> DIRECTION
Look through the listing below and give the number of lines that hold "components". Say nothing more.

> TASK MATERIAL
-- BEGIN --

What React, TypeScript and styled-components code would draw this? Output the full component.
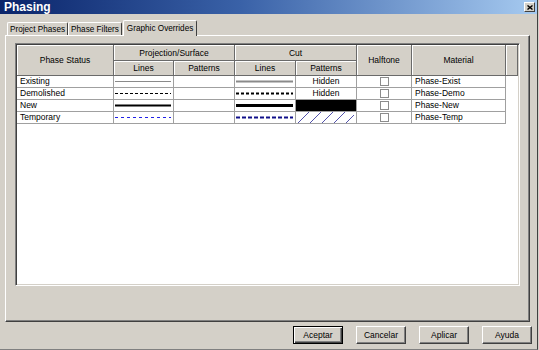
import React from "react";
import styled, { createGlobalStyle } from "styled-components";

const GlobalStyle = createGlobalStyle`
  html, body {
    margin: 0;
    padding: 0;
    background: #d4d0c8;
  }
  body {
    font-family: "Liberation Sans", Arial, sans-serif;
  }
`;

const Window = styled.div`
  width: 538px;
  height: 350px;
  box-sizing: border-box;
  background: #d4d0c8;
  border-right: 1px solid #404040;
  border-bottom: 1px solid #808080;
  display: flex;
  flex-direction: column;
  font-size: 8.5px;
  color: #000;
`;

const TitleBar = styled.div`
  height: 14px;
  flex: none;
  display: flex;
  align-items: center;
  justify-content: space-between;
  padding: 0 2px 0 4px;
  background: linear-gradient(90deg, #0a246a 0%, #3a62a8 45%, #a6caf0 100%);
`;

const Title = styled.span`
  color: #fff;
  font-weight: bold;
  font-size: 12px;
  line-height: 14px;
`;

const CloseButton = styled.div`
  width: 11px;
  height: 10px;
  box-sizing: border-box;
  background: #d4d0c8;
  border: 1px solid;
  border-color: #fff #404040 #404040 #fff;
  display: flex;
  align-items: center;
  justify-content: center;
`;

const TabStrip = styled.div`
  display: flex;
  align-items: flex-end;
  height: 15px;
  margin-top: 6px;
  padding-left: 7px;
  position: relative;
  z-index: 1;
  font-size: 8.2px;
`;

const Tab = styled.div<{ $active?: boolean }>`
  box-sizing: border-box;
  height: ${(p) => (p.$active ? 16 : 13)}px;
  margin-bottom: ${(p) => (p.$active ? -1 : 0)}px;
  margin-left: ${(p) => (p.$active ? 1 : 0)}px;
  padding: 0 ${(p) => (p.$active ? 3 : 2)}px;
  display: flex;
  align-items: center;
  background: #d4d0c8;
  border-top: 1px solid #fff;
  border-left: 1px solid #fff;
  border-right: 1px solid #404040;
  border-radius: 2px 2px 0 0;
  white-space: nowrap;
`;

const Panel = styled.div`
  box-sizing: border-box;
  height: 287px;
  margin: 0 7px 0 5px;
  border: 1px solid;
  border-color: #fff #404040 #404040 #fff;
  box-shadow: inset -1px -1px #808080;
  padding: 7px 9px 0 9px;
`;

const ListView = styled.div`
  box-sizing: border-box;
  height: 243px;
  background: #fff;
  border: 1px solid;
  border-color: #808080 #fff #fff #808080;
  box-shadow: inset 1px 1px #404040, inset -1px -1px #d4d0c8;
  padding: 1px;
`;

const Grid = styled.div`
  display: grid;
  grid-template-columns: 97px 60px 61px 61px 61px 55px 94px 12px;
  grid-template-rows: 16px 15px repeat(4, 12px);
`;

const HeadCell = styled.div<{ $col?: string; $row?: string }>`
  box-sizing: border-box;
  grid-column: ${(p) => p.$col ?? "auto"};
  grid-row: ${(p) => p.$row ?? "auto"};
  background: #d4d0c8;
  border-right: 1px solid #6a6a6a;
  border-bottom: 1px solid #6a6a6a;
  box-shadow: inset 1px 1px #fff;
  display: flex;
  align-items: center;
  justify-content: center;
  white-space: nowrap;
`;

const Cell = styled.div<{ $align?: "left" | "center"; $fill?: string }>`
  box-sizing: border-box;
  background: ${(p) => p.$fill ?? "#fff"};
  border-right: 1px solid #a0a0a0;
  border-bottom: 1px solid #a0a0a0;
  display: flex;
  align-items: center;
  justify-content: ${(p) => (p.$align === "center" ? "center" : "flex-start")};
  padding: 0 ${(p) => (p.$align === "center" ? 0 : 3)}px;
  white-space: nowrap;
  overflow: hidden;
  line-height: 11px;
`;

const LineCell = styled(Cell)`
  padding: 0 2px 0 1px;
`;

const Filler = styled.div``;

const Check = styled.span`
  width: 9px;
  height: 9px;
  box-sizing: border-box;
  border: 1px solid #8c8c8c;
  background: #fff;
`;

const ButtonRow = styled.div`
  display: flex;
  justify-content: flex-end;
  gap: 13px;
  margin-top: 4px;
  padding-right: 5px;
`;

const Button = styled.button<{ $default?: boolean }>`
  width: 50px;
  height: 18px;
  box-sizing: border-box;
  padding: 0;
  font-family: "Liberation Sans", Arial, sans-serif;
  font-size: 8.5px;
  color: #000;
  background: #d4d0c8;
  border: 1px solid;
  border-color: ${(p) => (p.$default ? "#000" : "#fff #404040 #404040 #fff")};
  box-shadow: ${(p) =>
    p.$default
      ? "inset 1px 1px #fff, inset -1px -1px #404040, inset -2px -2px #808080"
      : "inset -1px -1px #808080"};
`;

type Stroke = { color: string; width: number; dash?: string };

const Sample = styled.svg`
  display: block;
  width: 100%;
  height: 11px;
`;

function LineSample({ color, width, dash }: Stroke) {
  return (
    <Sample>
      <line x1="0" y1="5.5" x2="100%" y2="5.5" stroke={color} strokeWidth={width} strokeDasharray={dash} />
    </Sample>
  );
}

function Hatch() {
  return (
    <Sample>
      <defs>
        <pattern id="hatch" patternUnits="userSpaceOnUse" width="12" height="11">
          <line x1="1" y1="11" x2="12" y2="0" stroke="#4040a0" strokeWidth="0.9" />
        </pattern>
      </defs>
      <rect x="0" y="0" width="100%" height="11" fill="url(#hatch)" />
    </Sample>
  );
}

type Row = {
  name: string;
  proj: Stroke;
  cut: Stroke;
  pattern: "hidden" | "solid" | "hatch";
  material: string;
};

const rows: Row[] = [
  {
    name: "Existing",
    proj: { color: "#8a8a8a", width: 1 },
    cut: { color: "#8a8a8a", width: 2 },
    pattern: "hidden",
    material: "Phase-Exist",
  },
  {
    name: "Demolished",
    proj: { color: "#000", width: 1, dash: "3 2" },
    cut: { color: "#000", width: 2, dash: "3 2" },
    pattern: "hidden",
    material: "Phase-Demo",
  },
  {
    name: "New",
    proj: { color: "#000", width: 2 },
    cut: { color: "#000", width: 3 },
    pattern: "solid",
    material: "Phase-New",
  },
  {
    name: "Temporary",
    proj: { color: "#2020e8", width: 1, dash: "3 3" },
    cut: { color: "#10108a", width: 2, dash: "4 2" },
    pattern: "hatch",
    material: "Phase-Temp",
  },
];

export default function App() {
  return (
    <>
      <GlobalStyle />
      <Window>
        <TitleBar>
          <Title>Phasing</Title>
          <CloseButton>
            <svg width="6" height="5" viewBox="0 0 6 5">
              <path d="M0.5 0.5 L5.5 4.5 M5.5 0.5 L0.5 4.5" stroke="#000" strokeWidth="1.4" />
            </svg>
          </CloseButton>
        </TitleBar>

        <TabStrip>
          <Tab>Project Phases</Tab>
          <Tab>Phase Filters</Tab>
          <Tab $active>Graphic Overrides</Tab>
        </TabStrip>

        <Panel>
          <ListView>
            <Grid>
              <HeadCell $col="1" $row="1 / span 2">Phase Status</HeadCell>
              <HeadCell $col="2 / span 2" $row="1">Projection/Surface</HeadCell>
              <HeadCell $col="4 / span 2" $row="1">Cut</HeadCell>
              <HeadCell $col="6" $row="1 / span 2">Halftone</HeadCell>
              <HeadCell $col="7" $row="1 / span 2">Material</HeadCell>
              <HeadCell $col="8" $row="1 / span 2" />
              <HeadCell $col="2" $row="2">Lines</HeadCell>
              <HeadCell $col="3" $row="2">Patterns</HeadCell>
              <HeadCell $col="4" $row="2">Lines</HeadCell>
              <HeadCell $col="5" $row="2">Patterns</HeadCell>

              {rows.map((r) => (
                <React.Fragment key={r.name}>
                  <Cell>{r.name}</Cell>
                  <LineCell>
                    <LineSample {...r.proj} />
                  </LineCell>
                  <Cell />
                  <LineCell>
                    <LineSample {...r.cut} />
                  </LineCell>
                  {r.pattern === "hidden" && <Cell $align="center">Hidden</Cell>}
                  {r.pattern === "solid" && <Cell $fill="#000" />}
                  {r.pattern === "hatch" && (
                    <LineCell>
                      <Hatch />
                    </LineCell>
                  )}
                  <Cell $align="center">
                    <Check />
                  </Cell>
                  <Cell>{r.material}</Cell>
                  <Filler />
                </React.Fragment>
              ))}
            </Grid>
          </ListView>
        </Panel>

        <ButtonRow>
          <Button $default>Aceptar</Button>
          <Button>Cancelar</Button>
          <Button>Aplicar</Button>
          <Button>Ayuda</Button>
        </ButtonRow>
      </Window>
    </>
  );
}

-- END --
-- BEGIN --

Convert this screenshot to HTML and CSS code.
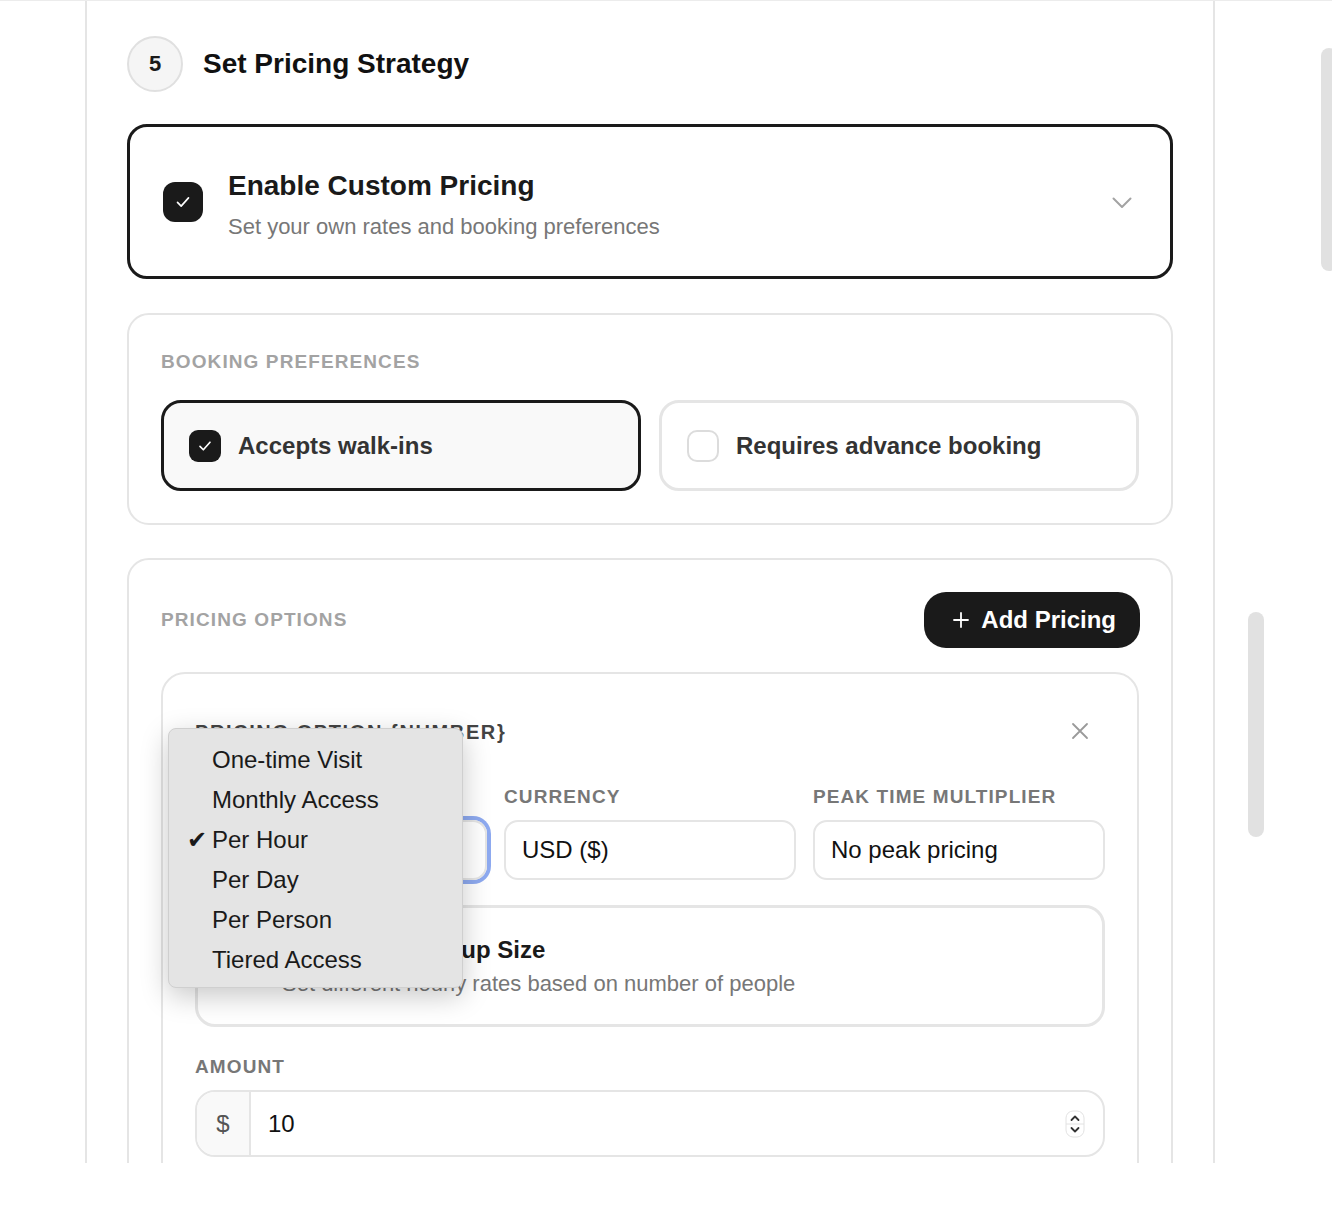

-- END --

> WRITTEN ANSWER
2